SOLUÇÃO. ― A vontade tem dupla relação com o objeto. Uma pela qual este nela está, de algum modo, em virtude de certa proporção ou ordem que há de uma para o outro. Por isso se diz que as coisas naturalmente proporcionadas a um fim naturalmente o desejam. Porém tal posse do fim é imperfeita; e como todo o imperfeito tende para a perfeição, tanto o apetite natural como o voluntário tendem à posse real do fim, o que é possuí-lo perfeitamente. E esta é a segunda relação da vontade com o objeto. Ora, o objeto querido não é só o fim, mas também os meios; e o último termo da primeira relação da vontade com estes é a eleição, na qual se completa a proporção da vontade, para que completamente queira os meios. Por onde é manifesto que o uso se segue à eleição, tomando-se uso no sentido em que a vontade emprega a potência executiva, movendo-ª Como porém a vontade move de certo modo também a razão e dela usa, pode-se entender por uso dos meios a consideração da razão pela qual ela os refere ao fim. E neste sentido, o uso precede a eleição.

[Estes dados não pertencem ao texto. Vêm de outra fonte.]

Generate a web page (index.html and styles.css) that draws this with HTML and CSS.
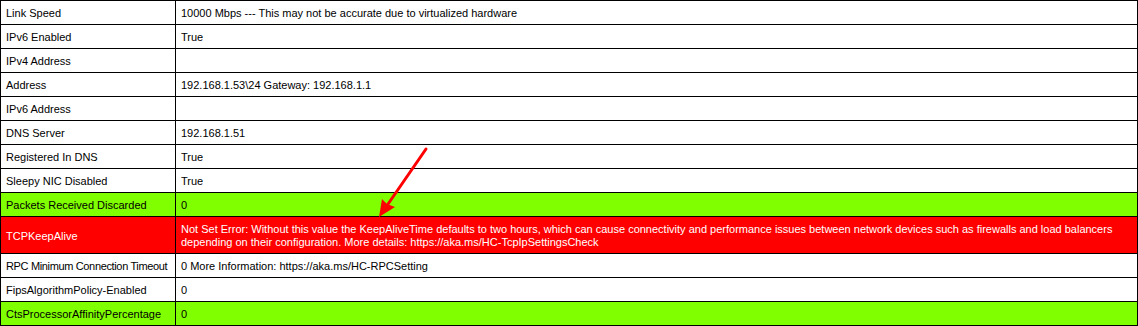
FILE: index.html
```html
<!DOCTYPE html>
<html>
<head>
<meta charset="utf-8">
<link rel="stylesheet" href="styles.css">
</head>
<body>
<div class="wrap">
<table class="info">
<colgroup><col class="c-key"><col class="c-val"></colgroup>
<tbody>
<tr><td>Link Speed</td><td>10000 Mbps --- This may not be accurate due to virtualized hardware</td></tr>
<tr><td>IPv6 Enabled</td><td>True</td></tr>
<tr><td>IPv4 Address</td><td></td></tr>
<tr><td>Address</td><td>192.168.1.53\24 Gateway: 192.168.1.1</td></tr>
<tr><td>IPv6 Address</td><td></td></tr>
<tr><td>DNS Server</td><td>192.168.1.51</td></tr>
<tr><td>Registered In DNS</td><td>True</td></tr>
<tr><td>Sleepy NIC Disabled</td><td>True</td></tr>
<tr class="ok"><td>Packets Received Discarded</td><td>0</td></tr>
<tr class="err"><td>TCPKeepAlive</td><td>Not Set Error: Without this value the KeepAliveTime defaults to two hours, which can cause connectivity and performance issues between network devices such as firewalls and load balancers depending on their configuration. More details: https://aka.ms/HC-TcpIpSettingsCheck</td></tr>
<tr><td class="tight">RPC Minimum Connection Timeout</td><td>0 More Information: https://aka.ms/HC-RPCSetting</td></tr>
<tr><td>FipsAlgorithmPolicy-Enabled</td><td>0</td></tr>
<tr class="ok"><td>CtsProcessorAffinityPercentage</td><td>0</td></tr>
</tbody>
</table>
<svg class="arrow" width="1138" height="326" viewBox="0 0 1138 326">
<line x1="426" y1="149" x2="386" y2="207" stroke="#ff0000" stroke-width="3" stroke-linecap="round"/>
<polygon points="379,217 382,199 387,204 395,207" fill="#ff0000"/>
</svg>
</div>
</body>
</html>
```

FILE: styles.css
```css
html, body {
  margin: 0;
  padding: 0;
  background: #ffffff;
}
.wrap {
  position: relative;
  width: 1138px;
}
.info {
  width: 1138px;
  table-layout: fixed;
  border-collapse: collapse;
  font-family: "Liberation Sans", Arial, sans-serif;
  font-size: 11px;
  line-height: 13px;
  color: #000000;
}
.c-key { width: 175px; }
.info td {
  border: 1px solid #000000;
  padding: 6px 5px 4px;
  vertical-align: middle;
  text-align: left;
}
.info td:first-child {
  white-space: nowrap;
  padding-right: 0;
}
.info td.tight {
  letter-spacing: -0.35px;
}
.info tr.ok td {
  background: #80ff00;
}
.info tr.err td {
  background: #ff0000;
  color: #ffffff;
}
.arrow {
  position: absolute;
  left: 0;
  top: 0;
  pointer-events: none;
}
```
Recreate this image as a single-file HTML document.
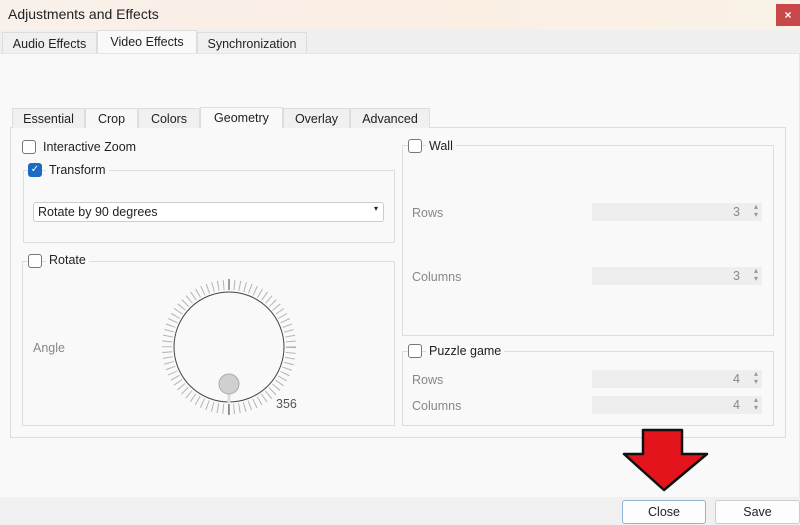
<!DOCTYPE html>
<html><head><meta charset="utf-8"><style>
*{box-sizing:border-box;margin:0;padding:0}
body{width:800px;height:525px;overflow:hidden;background:#f9f9f9;font-family:"Liberation Sans",sans-serif;font-size:12px;color:#222;position:relative}
.a{position:absolute}
.title{left:0;top:0;width:800px;height:30px;background:linear-gradient(90deg,#f8f0ea,#fbeee4 50%,#f9f2e6);font-size:14px;padding:6px 8px}
.x{left:776px;top:4px;width:24px;height:22px;background:#c9484a;color:#fff;font-size:12px;text-align:center;line-height:22px;font-weight:bold}
.tabbar{left:0;top:30px;width:800px;height:23px;background:#efefef}
.tab{position:absolute;height:22px;border:1px solid #ddd;border-bottom:none;background:#f0f0f0;font-size:12.5px;text-align:center;line-height:22px}
.sel{background:#f9f9f9;height:24px}
.gb{position:absolute;border:1px solid #ddd}
.cb{position:absolute;width:14px;height:14px;border:1px solid #777;border-radius:3px;background:#fff}
.lbl{position:absolute;font-size:12.5px;background:#f9f9f9;padding:0 3px}
.gray{color:#888;position:absolute;font-size:12.5px}
.spin{position:absolute;width:170px;height:18px;background:#eeeeee;color:#888;text-align:right;padding-right:22px;line-height:18px;font-size:12.5px}
.spin:after{content:"▴\A▾";white-space:pre;position:absolute;right:4px;top:0;font-size:8px;line-height:8px;color:#999}
.btn{position:absolute;height:24px;border:1px solid #ccc;background:#fdfdfd;text-align:center;line-height:22px;font-size:12.5px;border-radius:3px}
</style></head><body>
<div class="a title">Adjustments and Effects</div>
<div class="a x">×</div>
<div class="a tabbar"></div>
<div class="tab" style="left:2px;top:32px;width:95px">Audio Effects</div>
<div class="tab sel" style="left:97px;top:30px;width:100px">Video Effects</div>
<div class="tab" style="left:197px;top:32px;width:110px">Synchronization</div>
<div class="gb" style="left:0;top:53px;width:800px;height:445px;border-color:#e6e6e6;border-left:none"></div>
<div class="gb" style="left:10px;top:127px;width:776px;height:311px"></div>
<div class="tab" style="left:12px;top:108px;width:73px;height:20px;line-height:20px">Essential</div>
<div class="tab" style="left:85px;top:108px;width:53px;height:20px;line-height:20px;background:#f7f7f7">Crop</div>
<div class="tab" style="left:138px;top:108px;width:62px;height:20px;line-height:20px">Colors</div>
<div class="tab sel" style="left:200px;top:107px;width:83px;height:21px;line-height:20px">Geometry</div>
<div class="tab" style="left:283px;top:108px;width:67px;height:20px;line-height:20px">Overlay</div>
<div class="tab" style="left:350px;top:108px;width:80px;height:20px;line-height:20px">Advanced</div>

<div class="cb" style="left:22px;top:140px"></div><div class="lbl" style="left:40px;top:140px">Interactive Zoom</div>
<div class="gb" style="left:23px;top:170px;width:372px;height:73px"></div>
<div class="cb" style="left:28px;top:163px;background:#1a6bc4;border-color:#1a6bc4;color:#fff;font-size:10px;text-align:center;line-height:12px">✓</div>
<div class="lbl" style="left:46px;top:163px">Transform</div>
<div class="a" style="left:33px;top:202px;width:351px;height:20px;background:#fff;border:1px solid #ccc;border-radius:3px;font-size:12.5px;padding:2px 4px">Rotate by 90 degrees<span style="position:absolute;right:5px;top:1px;font-size:8px">▾</span></div>
<div class="gb" style="left:22px;top:261px;width:373px;height:165px"></div>
<div class="cb" style="left:28px;top:254px"></div><div class="lbl" style="left:46px;top:253px">Rotate</div>
<div class="gray" style="left:33px;top:341px">Angle</div>
<svg class="a" style="left:150px;top:268px" width="160" height="160">
<circle cx="79" cy="79" r="62" fill="none" stroke="#b4b4b4" stroke-width="10" stroke-dasharray="1 4.4"/>
<circle cx="79" cy="79" r="55" fill="#f9f9f9" stroke="#444" stroke-width="1"/>
<line x1="79" y1="11" x2="79" y2="22" stroke="#444"/><line x1="79" y1="136" x2="79" y2="147" stroke="#444"/>
<line x1="79" y1="125" x2="79" y2="135" stroke="#ddd" stroke-width="3"/>
<circle cx="79" cy="116" r="10" fill="#d0d0d0" stroke="#aaa"/>
</svg>
<div class="gray" style="left:276px;top:397px;color:#555">356</div>

<div class="gb" style="left:402px;top:145px;width:372px;height:191px"></div>
<div class="cb" style="left:408px;top:139px"></div><div class="lbl" style="left:426px;top:139px">Wall</div>
<div class="gray" style="left:412px;top:206px">Rows</div><div class="spin" style="left:592px;top:203px">3</div>
<div class="gray" style="left:412px;top:270px">Columns</div><div class="spin" style="left:592px;top:267px">3</div>
<div class="gb" style="left:402px;top:351px;width:372px;height:75px"></div>
<div class="cb" style="left:408px;top:344px"></div><div class="lbl" style="left:426px;top:344px">Puzzle game</div>
<div class="gray" style="left:412px;top:373px">Rows</div><div class="spin" style="left:592px;top:370px">4</div>
<div class="gray" style="left:412px;top:399px">Columns</div><div class="spin" style="left:592px;top:396px">4</div>

<div class="a" style="left:0;top:497px;width:800px;height:28px;background:#f0f0f0"></div>
<div class="btn" style="left:622px;top:500px;width:84px;border-color:#8fb4d4">Close</div>
<div class="btn" style="left:715px;top:500px;width:85px">Save</div>
<svg class="a" style="left:620px;top:428px" width="92" height="66"><polygon points="23,2 62,2 62,26 87,26 44,62 4,26 23,26" fill="#e3141c" stroke="#111" stroke-width="2.5" stroke-linejoin="round"/></svg>
</body></html>
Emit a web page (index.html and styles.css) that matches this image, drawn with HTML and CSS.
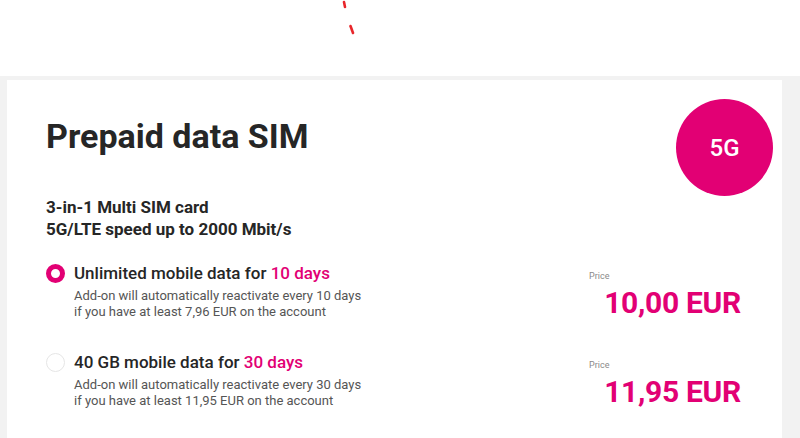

DONDE A RESPOSTA À PRIMEIRA OBJEÇÃO. — A moção pela qual a vontade leva a execução precede à execução mesma; é consecutiva porém à eleição. E assim, pertencendo o uso a essa moção da vontade, é meio termo entre a eleição e a execução.

RESPOSTA À SEGUNDA. ― O relativo por essência é posterior ao absoluto. Não é porém necessário que seja posterior o sujeito ao qual se atribuem as relações. Ao contrário, quanto mais prioridade tiver a causa, tanto mais relações terá com maior número de efeitos.

RESPOSTA À TERCEIRA. ― A eleição precede o uso se ambos se referirem à mesma realidade. Mas nada impede que o uso de uma coisa precede à eleição de outra. E como os atos da vontade refletem-se sobre si próprios, em qualquer deles pode-se achar o consentimento, a eleição e o uso. Por exemplo, quando se diz que a vontade consente na sua eleição, consente no seu consentimento e usa de si para consentir e escolher. E sempre, desses atos, terão prioridade os que forem ordenados a algo de anterior.